WASHINGTON — The House Judiciary Committee is moving ahead with a vote to hold Attorney General William Barr in contempt of Congress after last-minute negotiations stalled with the Justice Department over access to the full, unredacted version of special counsel Robert Mueller's report.
Barr released a redacted version of Mueller's report to the public last month, but Democrats said they want to see the full document, along with underlying evidence, and subpoenaed for the full report. The department has rejected that demand, while allowing a handful of lawmakers to view a version of Mueller's report with fewer redactions. Democrats have so far said they won't view that version until they get broader access.
With the contempt vote looming Wednesday, staff members from the House Judiciary Committee met with Justice Department officials on Tuesday afternoon. Negotiations went into the evening as the two sides traded offers on how many lawmakers would be able to view the report, how many staff, and whether the department would work with the committee to gain access to secret grand jury material. But they stalled late Tuesday evening when the two sides couldn't agree on any of those terms.
In a letter sent late Tuesday to House Judiciary Committee Chairman Jerrold Nadler, D-N.Y., Assistant Attorney General Stephen Boyd wrote that in the face of the committee's contempt vote, Barr would be "compelled to request that the president invoke executive privilege with respect to the materials subject to the subpoena."
It was not immediately clear how such a claim of privilege would work with respect to Mueller's report, which has already been released to the public in redacted form.

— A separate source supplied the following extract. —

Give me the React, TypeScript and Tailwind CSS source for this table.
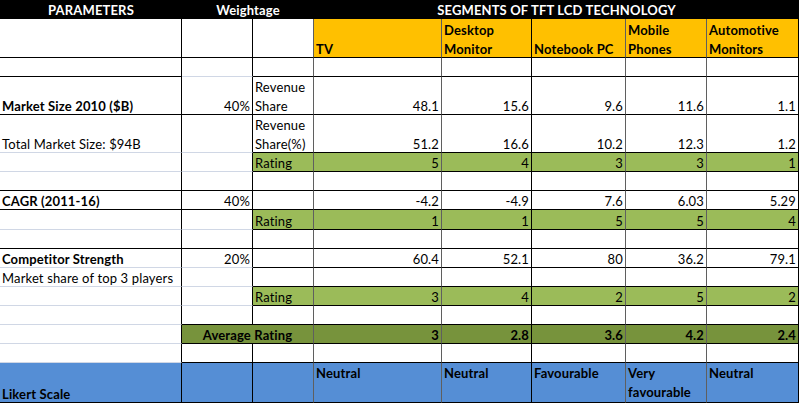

Executive privilege is the president's power to keep information from the courts, Congress and the public to protect the confidentiality of the Oval Office decision-making process.
Nadler dismissed the idea, saying in a statement in response to Boyd's letter to the committee that "this is, of course, not how executive privilege works."
"The White House waived these privileges long ago, and the Department seemed open to sharing these materials with us earlier today. The Department's legal arguments are without credibility, merit, or legal or factual basis," Nadler said.
The top Republican on the panel, Rep. Doug Collins of Georgia, sharply criticized the Democrats' plan to go ahead with the vote. "I can't imagine a more illogical hill for a legislator to die on," Collins said in a statement.
If the committee holds Barr in contempt, it would be the first step in what could be a protracted, multipronged court battle between Congress and the Trump administration.
President Donald Trump has defied requests from House Democrats since the release of Mueller's report last month, and Democrats are fighting the White House on several fronts as they attempt to learn more about the report, call witnesses and obtain Trump's personal and financial documents.
In a related move, Nadler also threatened to hold former White House counsel Don McGahn in contempt of Congress if he doesn't testify before the Judiciary committee later this month. Nadler rejected a White House claim that documents McGahn refused to provide despite a subpoena are controlled by the White House and thus McGahn has no legal right to them.
The Justice Department did not respond to a request for comment on Tuesday's negotiations with Nadler's committee.
On Monday, when the Judiciary panel scheduled the vote, Justice spokeswoman Kerri Kupec said the department has "taken extraordinary steps to accommodate the House Judiciary Committee's requests for information" regarding Mueller's report, but that Nadler had not reciprocated. She noted that Democrats have refused to read the version of Mueller's report with fewer redactions that has been provided to Congress.
If the committee approves the contempt resolution against Barr, it would head to the full House for a vote. If the House were to pass the resolution, it would send a criminal referral to the U.S. attorney for the District of Columbia, a Justice Department official who is likely to defend the attorney general.
Democratic House leaders could also file a lawsuit against the Justice Department to obtain the Mueller report, though the case could take months or even years to resolve. Some committee members have suggested they also could fine Barr as he withholds the information.
Republicans have largely united behind the president, with Senate Majority Leader Mitch McConnell on Tuesday declaring "case closed" on Mueller's Russia probe and potential obstruction by Trump. McConnell said Democrats are "grieving" the result.
Mueller said he could not establish a criminal conspiracy between the Trump campaign and Russia, but he did not reach a conclusion on whether Trump obstructed justice. Mueller didn't charge Trump but wrote that he couldn't exonerate him, either.
McConnell said on the Senate floor that the investigation is "finally over" and called Mueller's findings "bad news for the outrage industrial complex but good news for the rest of the country."
The Kentucky Republican's speech drew swift rebuttals from Democrats. House Speaker Nancy Pelosi and Senate Democratic leader Chuck Schumer issued a joint statement calling it "a stunning act of political cynicism and a brazen violation of the oath we all take."
After McConnell's speech, Massachusetts Sen. Elizabeth Warren, a Democratic presidential candidate, made her own trip to the Senate floor to say the House should begin impeachment proceedings — a step that Pelosi has so far resisted. Yet Pelosi also said Trump seems to be "making the case" for his impeachment by brazenly obstructing investigations.
"He's just trying to goad us into impeachment," Pelosi said in a talk at Cornell's Institute of Politics and Global Affairs.